To be done —
Look through the material below and give the number of lines holding "styled", with no other words.
· · ·
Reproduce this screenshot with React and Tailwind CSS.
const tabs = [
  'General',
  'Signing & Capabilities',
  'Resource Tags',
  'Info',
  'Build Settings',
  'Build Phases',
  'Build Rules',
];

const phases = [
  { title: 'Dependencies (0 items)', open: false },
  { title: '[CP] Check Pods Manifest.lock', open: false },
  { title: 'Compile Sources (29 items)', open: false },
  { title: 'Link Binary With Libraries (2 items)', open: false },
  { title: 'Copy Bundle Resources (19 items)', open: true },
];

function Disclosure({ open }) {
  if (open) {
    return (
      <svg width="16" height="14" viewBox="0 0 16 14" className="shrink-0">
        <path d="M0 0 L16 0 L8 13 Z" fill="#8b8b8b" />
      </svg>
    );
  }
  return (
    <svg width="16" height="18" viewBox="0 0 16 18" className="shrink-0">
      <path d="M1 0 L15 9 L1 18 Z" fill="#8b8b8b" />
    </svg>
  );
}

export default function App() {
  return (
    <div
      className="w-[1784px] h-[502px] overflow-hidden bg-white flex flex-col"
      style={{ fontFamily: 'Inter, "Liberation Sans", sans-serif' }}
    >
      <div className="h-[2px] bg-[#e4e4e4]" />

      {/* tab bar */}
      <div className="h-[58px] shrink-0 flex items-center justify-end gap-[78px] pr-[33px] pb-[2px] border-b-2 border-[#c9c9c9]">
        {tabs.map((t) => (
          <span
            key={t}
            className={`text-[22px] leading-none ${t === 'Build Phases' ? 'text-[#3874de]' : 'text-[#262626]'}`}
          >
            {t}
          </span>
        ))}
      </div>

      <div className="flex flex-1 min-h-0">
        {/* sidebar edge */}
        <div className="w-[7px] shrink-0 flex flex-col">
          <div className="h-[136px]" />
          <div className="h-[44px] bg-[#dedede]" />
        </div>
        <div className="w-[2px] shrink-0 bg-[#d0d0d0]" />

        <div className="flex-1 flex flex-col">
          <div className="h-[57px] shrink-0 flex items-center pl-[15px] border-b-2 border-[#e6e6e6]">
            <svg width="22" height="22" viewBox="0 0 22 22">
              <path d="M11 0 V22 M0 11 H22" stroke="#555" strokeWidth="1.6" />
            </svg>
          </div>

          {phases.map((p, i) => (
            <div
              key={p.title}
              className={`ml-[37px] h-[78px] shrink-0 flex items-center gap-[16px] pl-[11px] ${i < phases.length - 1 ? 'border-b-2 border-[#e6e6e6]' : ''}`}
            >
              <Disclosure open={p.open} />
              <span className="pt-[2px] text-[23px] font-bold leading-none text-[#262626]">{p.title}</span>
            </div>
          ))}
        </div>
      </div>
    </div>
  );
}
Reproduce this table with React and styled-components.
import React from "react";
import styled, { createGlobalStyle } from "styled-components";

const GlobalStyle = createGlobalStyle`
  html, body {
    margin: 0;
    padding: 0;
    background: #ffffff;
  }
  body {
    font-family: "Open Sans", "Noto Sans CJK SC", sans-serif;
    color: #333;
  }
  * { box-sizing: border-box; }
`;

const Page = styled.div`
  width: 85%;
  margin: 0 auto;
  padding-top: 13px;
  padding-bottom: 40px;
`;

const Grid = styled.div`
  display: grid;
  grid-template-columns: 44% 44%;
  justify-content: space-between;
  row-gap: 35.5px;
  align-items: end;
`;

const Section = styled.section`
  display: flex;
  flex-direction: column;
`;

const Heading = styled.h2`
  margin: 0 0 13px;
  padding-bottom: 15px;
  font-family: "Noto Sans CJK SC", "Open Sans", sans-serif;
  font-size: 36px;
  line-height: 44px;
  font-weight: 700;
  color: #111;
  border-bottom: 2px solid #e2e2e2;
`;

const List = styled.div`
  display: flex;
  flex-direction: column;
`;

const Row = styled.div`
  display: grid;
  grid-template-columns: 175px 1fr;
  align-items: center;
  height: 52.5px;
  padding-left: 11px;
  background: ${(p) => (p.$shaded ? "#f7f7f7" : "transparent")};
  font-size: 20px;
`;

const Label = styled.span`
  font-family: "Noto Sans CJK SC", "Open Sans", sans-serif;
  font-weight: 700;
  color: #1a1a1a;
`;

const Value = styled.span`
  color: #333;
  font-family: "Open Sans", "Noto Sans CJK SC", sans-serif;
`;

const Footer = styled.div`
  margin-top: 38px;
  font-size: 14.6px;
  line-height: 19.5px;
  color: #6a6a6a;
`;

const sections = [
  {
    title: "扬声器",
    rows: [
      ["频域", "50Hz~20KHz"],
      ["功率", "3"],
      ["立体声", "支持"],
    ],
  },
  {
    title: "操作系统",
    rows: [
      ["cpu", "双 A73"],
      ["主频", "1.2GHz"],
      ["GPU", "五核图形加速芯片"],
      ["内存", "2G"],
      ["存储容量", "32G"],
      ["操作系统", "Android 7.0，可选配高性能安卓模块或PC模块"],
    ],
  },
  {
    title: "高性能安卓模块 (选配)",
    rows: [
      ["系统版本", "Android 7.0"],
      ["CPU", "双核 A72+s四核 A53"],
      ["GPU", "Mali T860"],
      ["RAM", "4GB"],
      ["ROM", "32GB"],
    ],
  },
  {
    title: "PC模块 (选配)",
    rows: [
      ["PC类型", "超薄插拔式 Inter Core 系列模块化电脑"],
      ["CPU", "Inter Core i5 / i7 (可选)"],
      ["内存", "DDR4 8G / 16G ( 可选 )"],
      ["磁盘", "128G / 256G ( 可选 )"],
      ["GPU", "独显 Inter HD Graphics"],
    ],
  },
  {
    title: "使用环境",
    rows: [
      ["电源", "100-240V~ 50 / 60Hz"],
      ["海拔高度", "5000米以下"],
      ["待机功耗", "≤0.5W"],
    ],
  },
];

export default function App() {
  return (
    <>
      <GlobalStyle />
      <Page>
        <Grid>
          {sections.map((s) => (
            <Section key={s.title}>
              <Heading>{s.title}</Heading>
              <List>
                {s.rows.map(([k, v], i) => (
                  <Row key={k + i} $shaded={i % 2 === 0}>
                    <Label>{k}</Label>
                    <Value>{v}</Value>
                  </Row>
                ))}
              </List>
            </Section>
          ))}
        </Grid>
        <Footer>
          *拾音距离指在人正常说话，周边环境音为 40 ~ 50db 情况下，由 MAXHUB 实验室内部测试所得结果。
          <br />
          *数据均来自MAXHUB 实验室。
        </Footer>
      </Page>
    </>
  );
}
· · ·
Solved exercise —
11